The technology is only good for five to eight kilometre distances. For any distance above, they piggyback over normal fibre and satellite carriers. “There are a couple of non-Telkom operators,” Dr Purbo explains. “We do hope to have more.”

His own set up is a working example of both the benefits of wireless and the community approach he advocates.

Dr Purbo runs a WiFi connection twenty-four hours a day at 11Mbps. His gateway is a Pentium 1 166MHz, 64Mbyte run on Linux Mandrake 8.0. A small 19dBi parabolic antenna is used to reach an access point one kilometre away.

Ten computers are connected to a Local Area Network (LAN) through a 10Mbps second-hand hub. By drilling a hole in his wall, Dr Purbo also connects his neighbour to the network.

Last year, he was awarded an Eisenhower Fellowship, whose Single Nation or Single Region Program brings to the United States (US) twenty emerging leaders in fields important to the future of their country.

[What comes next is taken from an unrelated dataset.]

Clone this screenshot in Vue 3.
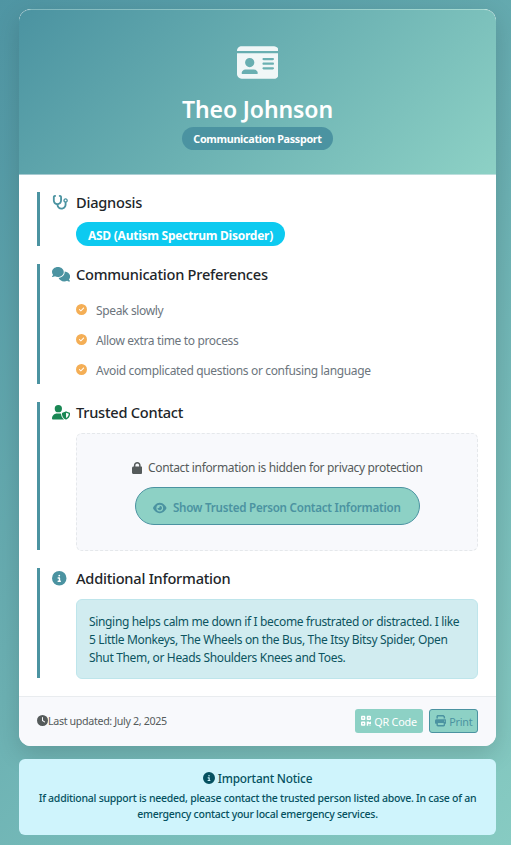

Each Eisenhower Fellow develops their own professional schedule based on their interests.

Dr Purbo decided to explore how the Americans solve the digital divide in their country. But he now realises their problems and focus in rural areas is somewhat different to Indonesia.

Rural Americans tend to be quite wealthy and literate. Their major concern is access to fibre or ADSL in their homes.

By contrast, residents of regional Indonesia are poor and illiterate. Their major concern is reading and writing in the Indonesian language. “Not to mention, a need for information and access to the Internet,” according to Dr Purbo.

Despite the outcomes of the research, he shows his eternal optimism by saying the experience enabled him to “make a lot of friends and learn something in the process.”

His vision, he says with a smile, “is to see a knowledge based society in Indonesia. I would like to educate Indonesians and enable them to build people’s based telecommunication infrastructure using WiFi and VoIP.”